It's a battle over one word that could put thousands of pork producers out of business, many of whom are in Nebraska. Con Agra announced Monday morning, to the shock of many, that they will be switching to gestation crate free farming.
No pork producers in the state knew that was coming, that includes Mark McHargue of the Farm Bureau and Jim Knopik of the Humane Society of the United States. Both are in the same industry, but they couldn't be on more opposite ends of the spectrum on this issue.
One producer was elated, the other was disturbed by the announcement.
"We're fussing over one word, humane or inhumane," said Mark McHargue, a small operation pork producer in Central City. That one word is the focus of a $13 billion Nebraska company, Con Agra.
The company is now saying in part, they are committed to what they call "the humane treatment of animals" and therefore "support the elimination of gestation stalls."
"As part of our long-standing commitment to the humane treatment and handling of animals, ConAgra Foods supports the elimination of gestation stall housing for sows," said ConAgra Foods in a statement. "We are asking our pork suppliers to present actionable plans by 2017 that address both the elimination of gestation stalls and creation of traceability systems within the pork supply chain. We recognize that implementing a phase-out may be a long-term process, and could take up to 10 years ," said the press release.
"It's not a surprise, but it is a disappointment that a Nebraska company would come out and probably do something that will hurt Nebraska pork producers like myself," said McHargue.
The argument over these crates is blowing up the pork industry from within, but Con Agra didn't start the debate. Major fast food retailers like McDonald's, Burger King, Wendy's, in addition to Costco, Safeway, Kroger, Cargill, Smithfield Farms and Hormel are on board.
"There's no way we should ask animals to spend their lives in crates as big as their bodies," said Jim Knopik, a farmer on the HSUS Nebraska Board of Producers. Although the news was surprising to Knopik, it's not a shock.
"It's important to consumers how they've been raised and treated, and what they put on their table," he said.

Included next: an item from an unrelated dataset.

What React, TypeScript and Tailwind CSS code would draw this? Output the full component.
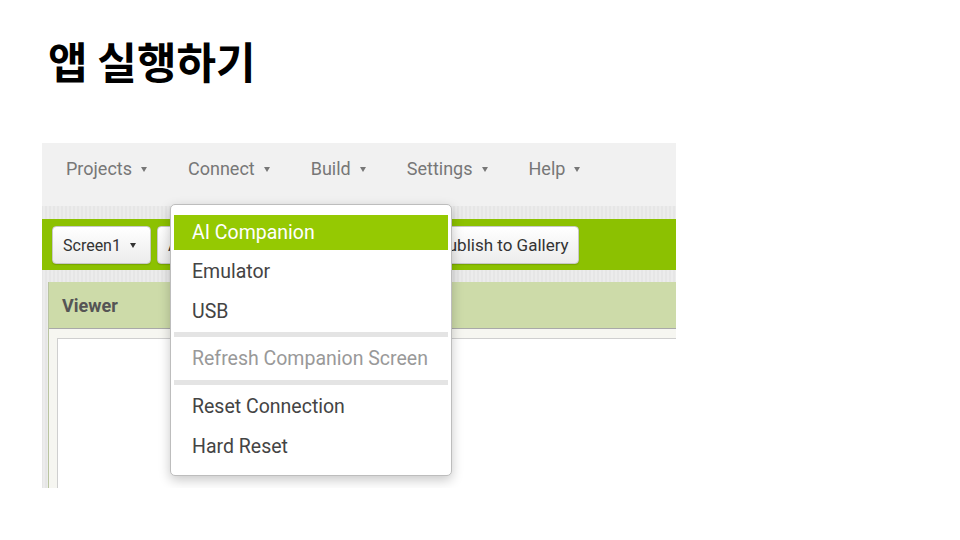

A former user of confinement farming, Knopik said there's a difference.
"Running around with a syringe every day, refilling medical feeders, it tells you high stress is bad for their health and happiness," he said. "It all works hand in hand."
"I think the system we use is more humane," said McHargue. Mark has his reasons too, he says sows are protected from one another in crates and get fed without competition which can be a common problem in group housing situations. Essentially he said, the practice of gestation crates ensure the loss of less pigs which in turn also gets passed on to the consumer.
"Most pork producers sell to the general consumer who can't or isn't willing to pay extra price," said McHargue. "Everybody's on a budget."
"It's all about big producers wanting hogs cheaper," countered Knopik. "It's all about [mass] production." Production that with this change away from gestation crates could shut down thousands of smaller pork producers like McHargue, leaving Knopik competing against the big boys.
"Con Agra is talking 2017 to develop a plan," said McHargue. "Unfortunately, Con Agra doesn't tell us their plan, just what we have to do; they don't have a plan to buy." He added, "Only 17 percent of pork in the country is produced in an open pen situation. That leaves 85 percent left to transition."
HSUS Does hold stock in Con Agra, which McHargue points to as a major factor for the transition. Knopik said the market for his free range livestock, poultry and pork points to the fact consumers are the ones responsible for the change in the industry.